Furthermore, there is enormous scope for reducing the amount of pesticides and fertilisers we need if we make greater use of digitalisation ("precision farming"). Precise and targeted application contributes significantly to sustainability and efficiency in modern agriculture.
New biotechnological methods also allow farmers to breed resistant varieties more safely, more precisely, and at a faster rate. What is more, these varieties will adapt to climate change, and this will result in higher yields. This also provides for a major reduction in the use of products containing pesticides, while securing or even increasingly yields.
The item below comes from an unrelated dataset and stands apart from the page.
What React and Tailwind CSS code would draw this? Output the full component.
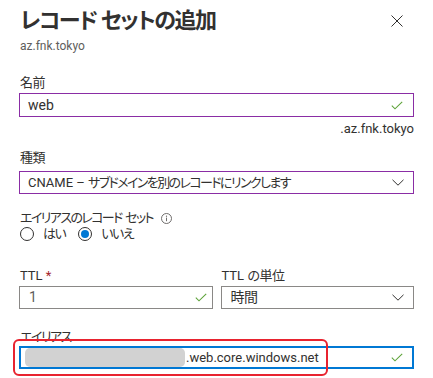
const font = "font-['Roboto','Noto_Sans_CJK_JP',sans-serif] [font-feature-settings:'palt']";

function Check() {
  return (
    <svg width="12" height="9" viewBox="0 0 12 9" className="shrink-0">
      <polyline points="0.8,4.6 4,7.8 11.2,0.8" fill="none" stroke="#5ea33a" strokeWidth="1.1" />
    </svg>
  );
}

function Chevron() {
  return (
    <svg width="12" height="7" viewBox="0 0 12 7" className="shrink-0">
      <polyline points="0.5,0.8 6,6.2 11.5,0.8" fill="none" stroke="#323130" strokeWidth="1" />
    </svg>
  );
}

function Radio({ checked, label }) {
  return (
    <label className="flex items-center gap-[9px] h-[16px]">
      <span className="w-[14px] h-[14px] rounded-full border border-[#323130] flex items-center justify-center">
        {checked && <span className="w-[8px] h-[8px] rounded-full bg-[#0078d4]" />}
      </span>
      <span className="tracking-[-1.5px] leading-[16px]">{label}</span>
    </label>
  );
}

export default function App() {
  return (
    <div className={`${font} relative w-[433px] h-[378px] overflow-hidden bg-white text-[#323130] text-[13px] px-[19px]`}>
      {/* header */}
      <div className="flex items-start justify-between mt-[6px]">
        <h1 className="text-[22px] leading-[30px] font-semibold pl-[1px] tracking-[-1.5px]">レコード セットの追加</h1>
        <svg width="12" height="12" viewBox="0 0 12 12" className="mt-[9px] mr-[11px]">
          <path d="M0.5 0.5 L11.5 11.5 M11.5 0.5 L0.5 11.5" stroke="#323130" strokeWidth="1" />
        </svg>
      </div>
      <div className="text-[12px] leading-[16px] mt-[2px] pl-[1px] text-[#605e5c]">az.fnk.tokyo</div>

      {/* name */}
      <div className="mt-[21px] leading-[16px] pl-[1px] tracking-[-0.5px]">名前</div>
      <div className="mt-[2px] h-[24px] border border-[#8a2da5] flex items-center justify-between pl-[8px] pr-[10px]">
        <span className="text-[14px]">web</span>
        <Check />
      </div>
      <div className="mt-[4px] leading-[16px] text-right">.az.fnk.tokyo</div>

      {/* type */}
      <div className="mt-[13px] leading-[16px] pl-[1px] tracking-[-0.5px]">種類</div>
      <div className="mt-[5px] h-[23px] border border-[#8a2da5] flex items-center justify-between pl-[8px] pr-[9px]">
        <span>
          CNAME – <span className="tracking-[-1.6px]">サブドメインを別のレコードにリンクします</span>
        </span>
        <Chevron />
      </div>

      {/* alias record set */}
      <div className="mt-[16px] h-[16px] leading-[16px] pl-[1px] flex items-center gap-[8px]">
        <span>
          <span className="tracking-[-1.6px]">エイリアスのレコード</span>{' '}
          <span className="tracking-[-1.6px]">セット</span>
        </span>
        <svg width="11" height="11" viewBox="0 0 11 11">
          <circle cx="5.5" cy="5.5" r="5" fill="none" stroke="#605e5c" strokeWidth="0.9" />
          <circle cx="5.5" cy="3.2" r="0.6" fill="#605e5c" />
          <path d="M5.5 4.6 V8.2" stroke="#605e5c" strokeWidth="0.9" />
        </svg>
      </div>
      <div className="flex items-center gap-[13px] h-[16px] pl-[1px]">
        <Radio label="はい" />
        <Radio checked label="いいえ" />
      </div>

      {/* TTL */}
      <div className="mt-[26px] grid grid-cols-2 gap-x-[8px]">
        <div>
          <div className="leading-[16px] pl-[1px]">
            TTL <span className="text-[#a4262c]">*</span>
          </div>
          <div className="mt-[2px] h-[23px] border border-[#8a8886] flex items-center justify-between pl-[9px] pr-[5px]">
            <span className="text-[14px] text-[#605e5c]">1</span>
            <Check />
          </div>
        </div>
        <div>
          <div className="leading-[16px] pl-[1px]">
            TTL <span className="tracking-[-0.5px]">の単位</span>
          </div>
          <div className="mt-[2px] h-[23px] border border-[#8a8886] flex items-center justify-between pl-[9px] pr-[9px]">
            <span className="text-[14px] tracking-[-0.5px]">時間</span>
            <Chevron />
          </div>
        </div>
      </div>

      {/* alias */}
      <div className="mt-[20px] leading-[16px] pl-[1px] tracking-[-1.5px]">エイリアス</div>
      <div className="mt-[1px] h-[23px] border-2 border-[#0078d4] flex items-center justify-between pl-[4px] pr-[9px]">
        <div className="flex items-center">
          <span className="w-[160px] h-[19px] rounded-[5px] bg-[#d2d2d2]" />
          <span className="text-[13px] ml-[1px]">.web.core.windows.net</span>
        </div>
        <Check />
      </div>

      {/* annotation */}
      <div className="absolute left-[13px] top-[339px] w-[315px] h-[37px] rounded-[6px] border-2 border-[#e8232f]" />
    </div>
  );
}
THE VCI IS CALLING FOR THE FOLLOWING
- Use innovations for the most efficient and sustainable management
We need a holistic strategy to effectively counter the impacts of climate change and biodiversity losses, and to resolve the conflicted goals that come with them. Modern agriculture employs urgently needed methods to manage scarce resources efficiently and sustainably. Innovations from the chemical and biotechnology industry need to be assessed on a purely scientific basis and made available to farmers rapidly.
- Accelerate network expansion in rural areas as a means of harnessing the potential of digitalisation
Farmers depend on precision technologies to use pesticides and fertilisers in the most targeted and efficient way possible. If we are to utilise these technologies fully, high-performing data networks need to be expanded in rural areas at an expedited rate, and agriculture needs to be given financial support to invest in new equipment.